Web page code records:
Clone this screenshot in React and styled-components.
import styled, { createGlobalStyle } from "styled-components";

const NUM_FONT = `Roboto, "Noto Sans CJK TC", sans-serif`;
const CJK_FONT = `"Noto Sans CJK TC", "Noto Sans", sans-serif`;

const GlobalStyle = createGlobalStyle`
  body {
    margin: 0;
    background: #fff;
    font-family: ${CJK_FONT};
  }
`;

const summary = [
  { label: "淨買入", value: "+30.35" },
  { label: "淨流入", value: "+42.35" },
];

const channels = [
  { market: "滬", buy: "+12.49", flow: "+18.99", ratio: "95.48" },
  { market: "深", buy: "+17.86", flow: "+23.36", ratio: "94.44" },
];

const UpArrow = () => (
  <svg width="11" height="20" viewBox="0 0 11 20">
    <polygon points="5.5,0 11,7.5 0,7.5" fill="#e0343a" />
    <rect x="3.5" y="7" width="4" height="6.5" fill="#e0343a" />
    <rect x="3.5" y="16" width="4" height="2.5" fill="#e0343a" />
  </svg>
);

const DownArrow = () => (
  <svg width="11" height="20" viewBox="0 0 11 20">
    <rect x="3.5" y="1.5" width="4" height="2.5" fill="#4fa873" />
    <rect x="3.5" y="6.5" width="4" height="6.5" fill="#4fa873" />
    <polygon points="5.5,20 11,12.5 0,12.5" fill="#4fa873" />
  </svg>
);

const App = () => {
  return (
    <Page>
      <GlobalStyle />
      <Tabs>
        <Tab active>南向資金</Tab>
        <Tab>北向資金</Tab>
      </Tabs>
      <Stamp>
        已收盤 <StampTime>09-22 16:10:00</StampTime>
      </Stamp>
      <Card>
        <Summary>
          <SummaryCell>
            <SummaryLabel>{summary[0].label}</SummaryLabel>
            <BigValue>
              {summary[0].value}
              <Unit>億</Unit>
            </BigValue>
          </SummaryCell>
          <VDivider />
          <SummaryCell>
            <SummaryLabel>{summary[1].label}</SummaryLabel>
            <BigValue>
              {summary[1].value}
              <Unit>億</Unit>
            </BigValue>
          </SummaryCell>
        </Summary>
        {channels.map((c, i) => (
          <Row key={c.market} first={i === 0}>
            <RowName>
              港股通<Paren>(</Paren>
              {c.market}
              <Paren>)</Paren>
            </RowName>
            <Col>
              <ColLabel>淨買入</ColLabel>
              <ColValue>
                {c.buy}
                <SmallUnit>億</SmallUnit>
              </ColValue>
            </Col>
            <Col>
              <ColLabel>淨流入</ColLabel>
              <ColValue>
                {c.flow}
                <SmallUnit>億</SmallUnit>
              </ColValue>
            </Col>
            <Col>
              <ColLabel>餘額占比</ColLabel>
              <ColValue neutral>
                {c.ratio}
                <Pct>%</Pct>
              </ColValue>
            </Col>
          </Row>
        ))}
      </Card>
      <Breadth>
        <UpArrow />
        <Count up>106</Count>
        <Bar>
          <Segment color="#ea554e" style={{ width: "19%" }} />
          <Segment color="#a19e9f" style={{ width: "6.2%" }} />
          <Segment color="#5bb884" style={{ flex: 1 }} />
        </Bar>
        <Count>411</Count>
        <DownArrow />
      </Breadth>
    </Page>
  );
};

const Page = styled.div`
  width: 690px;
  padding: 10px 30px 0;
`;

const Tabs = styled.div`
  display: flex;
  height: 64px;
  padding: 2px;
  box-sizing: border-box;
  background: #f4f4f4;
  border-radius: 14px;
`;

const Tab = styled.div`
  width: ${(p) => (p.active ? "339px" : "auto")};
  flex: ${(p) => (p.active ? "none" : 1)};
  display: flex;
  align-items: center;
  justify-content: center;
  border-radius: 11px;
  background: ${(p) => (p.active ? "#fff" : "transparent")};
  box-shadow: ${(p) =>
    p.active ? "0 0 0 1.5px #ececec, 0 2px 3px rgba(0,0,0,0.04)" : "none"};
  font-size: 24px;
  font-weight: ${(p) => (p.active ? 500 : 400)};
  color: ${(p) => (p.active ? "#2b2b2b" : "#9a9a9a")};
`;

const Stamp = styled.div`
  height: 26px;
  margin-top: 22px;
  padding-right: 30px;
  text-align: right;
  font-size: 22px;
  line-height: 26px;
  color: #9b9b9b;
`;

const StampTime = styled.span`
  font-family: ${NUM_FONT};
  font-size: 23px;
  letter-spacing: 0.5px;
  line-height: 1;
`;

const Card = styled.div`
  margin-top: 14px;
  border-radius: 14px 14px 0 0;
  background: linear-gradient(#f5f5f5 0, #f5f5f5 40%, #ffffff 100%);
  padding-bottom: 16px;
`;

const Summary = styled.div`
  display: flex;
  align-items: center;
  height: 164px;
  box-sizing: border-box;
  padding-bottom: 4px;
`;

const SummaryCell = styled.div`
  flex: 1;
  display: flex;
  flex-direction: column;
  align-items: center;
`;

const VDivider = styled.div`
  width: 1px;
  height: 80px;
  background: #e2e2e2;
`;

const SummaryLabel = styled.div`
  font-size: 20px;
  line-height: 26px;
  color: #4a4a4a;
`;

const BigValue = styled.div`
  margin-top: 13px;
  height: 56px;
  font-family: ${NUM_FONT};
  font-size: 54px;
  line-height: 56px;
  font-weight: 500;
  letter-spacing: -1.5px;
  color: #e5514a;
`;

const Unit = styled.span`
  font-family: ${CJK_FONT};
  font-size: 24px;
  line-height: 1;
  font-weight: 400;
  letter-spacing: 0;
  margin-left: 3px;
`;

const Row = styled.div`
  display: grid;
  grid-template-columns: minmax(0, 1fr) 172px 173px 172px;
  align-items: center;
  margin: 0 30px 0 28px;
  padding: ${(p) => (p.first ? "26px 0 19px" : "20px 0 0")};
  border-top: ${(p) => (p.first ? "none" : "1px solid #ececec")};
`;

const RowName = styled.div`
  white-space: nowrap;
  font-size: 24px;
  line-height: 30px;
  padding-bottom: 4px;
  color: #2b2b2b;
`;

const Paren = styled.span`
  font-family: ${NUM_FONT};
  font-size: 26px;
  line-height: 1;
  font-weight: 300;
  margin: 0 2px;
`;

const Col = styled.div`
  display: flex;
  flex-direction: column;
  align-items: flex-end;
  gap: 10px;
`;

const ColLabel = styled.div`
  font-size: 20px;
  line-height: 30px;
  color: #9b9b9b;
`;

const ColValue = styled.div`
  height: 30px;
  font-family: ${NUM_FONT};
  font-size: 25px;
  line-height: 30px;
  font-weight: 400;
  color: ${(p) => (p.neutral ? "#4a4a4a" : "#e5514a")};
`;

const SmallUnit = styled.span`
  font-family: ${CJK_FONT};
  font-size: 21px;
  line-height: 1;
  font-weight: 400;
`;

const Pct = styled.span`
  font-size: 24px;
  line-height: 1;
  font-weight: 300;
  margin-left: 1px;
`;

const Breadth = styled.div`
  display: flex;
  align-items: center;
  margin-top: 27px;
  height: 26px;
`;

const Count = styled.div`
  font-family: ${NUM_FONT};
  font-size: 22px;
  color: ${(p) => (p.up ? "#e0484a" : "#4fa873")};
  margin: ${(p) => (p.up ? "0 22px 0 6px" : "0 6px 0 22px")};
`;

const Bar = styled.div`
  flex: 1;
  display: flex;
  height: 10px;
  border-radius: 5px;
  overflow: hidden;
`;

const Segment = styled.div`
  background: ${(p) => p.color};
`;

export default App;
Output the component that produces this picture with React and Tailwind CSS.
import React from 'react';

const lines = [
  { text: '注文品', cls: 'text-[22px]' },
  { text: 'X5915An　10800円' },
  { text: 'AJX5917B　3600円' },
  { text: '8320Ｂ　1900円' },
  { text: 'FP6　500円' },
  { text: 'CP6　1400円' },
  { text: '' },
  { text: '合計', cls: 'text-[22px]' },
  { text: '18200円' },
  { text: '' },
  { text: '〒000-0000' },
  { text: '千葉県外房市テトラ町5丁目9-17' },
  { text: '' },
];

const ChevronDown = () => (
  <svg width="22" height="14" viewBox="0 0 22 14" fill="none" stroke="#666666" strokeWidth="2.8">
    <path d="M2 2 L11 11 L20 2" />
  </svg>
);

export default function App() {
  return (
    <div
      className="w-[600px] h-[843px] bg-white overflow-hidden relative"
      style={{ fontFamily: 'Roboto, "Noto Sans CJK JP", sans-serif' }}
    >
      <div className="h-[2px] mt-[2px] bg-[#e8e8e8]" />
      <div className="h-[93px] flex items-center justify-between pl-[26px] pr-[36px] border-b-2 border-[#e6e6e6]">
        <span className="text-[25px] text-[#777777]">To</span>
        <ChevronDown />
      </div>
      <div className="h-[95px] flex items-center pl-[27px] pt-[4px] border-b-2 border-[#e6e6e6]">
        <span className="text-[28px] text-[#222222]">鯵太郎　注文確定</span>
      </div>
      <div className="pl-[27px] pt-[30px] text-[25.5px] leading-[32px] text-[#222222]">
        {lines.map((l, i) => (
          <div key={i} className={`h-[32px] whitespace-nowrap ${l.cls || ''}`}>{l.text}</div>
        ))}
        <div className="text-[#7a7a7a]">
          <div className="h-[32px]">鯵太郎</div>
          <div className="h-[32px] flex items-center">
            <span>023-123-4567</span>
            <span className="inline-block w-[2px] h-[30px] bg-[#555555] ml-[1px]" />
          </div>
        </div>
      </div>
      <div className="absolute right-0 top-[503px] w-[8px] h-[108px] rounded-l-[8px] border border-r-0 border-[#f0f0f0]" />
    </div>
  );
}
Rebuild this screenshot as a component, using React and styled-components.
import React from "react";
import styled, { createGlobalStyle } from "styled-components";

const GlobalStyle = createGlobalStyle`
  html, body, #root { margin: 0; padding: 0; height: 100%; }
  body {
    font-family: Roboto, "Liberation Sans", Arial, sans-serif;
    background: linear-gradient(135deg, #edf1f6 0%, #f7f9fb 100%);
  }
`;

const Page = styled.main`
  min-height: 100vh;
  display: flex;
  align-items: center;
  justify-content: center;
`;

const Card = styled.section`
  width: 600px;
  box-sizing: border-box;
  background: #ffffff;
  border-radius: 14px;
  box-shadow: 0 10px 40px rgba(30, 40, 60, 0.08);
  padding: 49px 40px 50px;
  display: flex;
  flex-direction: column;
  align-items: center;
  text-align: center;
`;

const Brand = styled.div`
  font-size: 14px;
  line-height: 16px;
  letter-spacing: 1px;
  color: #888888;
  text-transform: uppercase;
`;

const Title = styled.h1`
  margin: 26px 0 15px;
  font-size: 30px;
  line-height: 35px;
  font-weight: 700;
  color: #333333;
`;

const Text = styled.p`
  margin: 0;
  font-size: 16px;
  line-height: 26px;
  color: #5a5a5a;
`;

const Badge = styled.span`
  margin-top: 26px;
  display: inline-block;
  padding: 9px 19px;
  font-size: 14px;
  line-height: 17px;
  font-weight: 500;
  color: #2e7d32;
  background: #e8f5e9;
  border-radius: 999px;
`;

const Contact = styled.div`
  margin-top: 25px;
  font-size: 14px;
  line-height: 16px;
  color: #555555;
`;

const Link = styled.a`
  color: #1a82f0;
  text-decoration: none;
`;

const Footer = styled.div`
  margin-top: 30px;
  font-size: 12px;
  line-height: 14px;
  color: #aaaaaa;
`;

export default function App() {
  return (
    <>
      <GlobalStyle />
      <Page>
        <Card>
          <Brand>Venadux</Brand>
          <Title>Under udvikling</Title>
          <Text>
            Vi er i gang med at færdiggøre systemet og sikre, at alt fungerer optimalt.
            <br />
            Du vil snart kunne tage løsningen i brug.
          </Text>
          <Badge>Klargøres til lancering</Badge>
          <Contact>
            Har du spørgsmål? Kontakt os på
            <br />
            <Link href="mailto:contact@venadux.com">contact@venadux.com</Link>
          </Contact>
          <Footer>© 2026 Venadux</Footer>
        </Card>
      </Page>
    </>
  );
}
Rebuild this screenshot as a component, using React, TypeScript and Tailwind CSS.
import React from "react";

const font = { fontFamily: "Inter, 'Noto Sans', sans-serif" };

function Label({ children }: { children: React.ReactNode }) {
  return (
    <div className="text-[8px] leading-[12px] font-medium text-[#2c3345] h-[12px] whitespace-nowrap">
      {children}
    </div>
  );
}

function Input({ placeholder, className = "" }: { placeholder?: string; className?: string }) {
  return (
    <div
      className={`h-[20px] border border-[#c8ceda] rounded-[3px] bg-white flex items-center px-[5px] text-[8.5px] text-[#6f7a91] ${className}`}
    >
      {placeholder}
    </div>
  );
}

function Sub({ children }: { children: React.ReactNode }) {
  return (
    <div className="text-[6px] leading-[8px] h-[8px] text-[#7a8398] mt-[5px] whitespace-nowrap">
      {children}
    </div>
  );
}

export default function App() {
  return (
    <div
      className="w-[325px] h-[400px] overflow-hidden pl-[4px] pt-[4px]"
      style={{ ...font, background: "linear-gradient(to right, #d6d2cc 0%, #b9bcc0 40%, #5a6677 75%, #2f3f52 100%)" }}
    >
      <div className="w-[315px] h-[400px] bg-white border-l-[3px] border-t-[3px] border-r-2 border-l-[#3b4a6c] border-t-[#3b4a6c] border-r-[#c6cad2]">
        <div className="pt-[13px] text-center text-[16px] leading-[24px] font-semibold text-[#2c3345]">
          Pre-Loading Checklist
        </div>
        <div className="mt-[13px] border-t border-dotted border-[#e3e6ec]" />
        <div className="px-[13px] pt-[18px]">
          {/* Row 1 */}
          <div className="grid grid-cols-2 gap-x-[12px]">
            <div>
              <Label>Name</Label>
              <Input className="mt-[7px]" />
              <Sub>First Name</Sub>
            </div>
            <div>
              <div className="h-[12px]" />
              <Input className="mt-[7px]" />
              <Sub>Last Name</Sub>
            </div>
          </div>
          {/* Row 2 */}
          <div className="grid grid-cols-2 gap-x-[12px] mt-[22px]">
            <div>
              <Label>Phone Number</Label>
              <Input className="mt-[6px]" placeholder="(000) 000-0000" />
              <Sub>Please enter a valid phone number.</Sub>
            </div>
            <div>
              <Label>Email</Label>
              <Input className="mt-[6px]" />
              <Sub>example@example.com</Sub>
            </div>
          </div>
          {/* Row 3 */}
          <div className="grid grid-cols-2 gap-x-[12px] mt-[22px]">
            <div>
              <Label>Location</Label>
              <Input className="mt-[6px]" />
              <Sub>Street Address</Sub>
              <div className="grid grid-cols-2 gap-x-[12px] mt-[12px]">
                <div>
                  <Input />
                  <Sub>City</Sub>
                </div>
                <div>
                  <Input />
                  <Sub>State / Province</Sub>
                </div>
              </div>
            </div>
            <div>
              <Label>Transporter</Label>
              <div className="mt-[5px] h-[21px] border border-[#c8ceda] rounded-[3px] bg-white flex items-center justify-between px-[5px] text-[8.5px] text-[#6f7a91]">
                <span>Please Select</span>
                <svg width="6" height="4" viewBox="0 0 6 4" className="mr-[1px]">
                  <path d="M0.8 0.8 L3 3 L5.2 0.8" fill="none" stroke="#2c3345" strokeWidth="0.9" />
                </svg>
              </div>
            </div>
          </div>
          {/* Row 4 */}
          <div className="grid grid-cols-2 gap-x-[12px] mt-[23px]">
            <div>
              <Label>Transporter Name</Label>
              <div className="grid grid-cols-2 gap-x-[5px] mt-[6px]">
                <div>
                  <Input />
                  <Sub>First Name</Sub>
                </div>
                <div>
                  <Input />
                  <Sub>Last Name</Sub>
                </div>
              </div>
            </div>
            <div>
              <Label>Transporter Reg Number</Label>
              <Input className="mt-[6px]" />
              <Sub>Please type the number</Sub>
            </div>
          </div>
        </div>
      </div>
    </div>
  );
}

__Your task__. Using the listing above, locate the lines that hold "Tailwind" and copy each one.

__Correct response__.
Output the component that produces this picture with React and Tailwind CSS.
Rebuild this screenshot as a component, using React, TypeScript and Tailwind CSS.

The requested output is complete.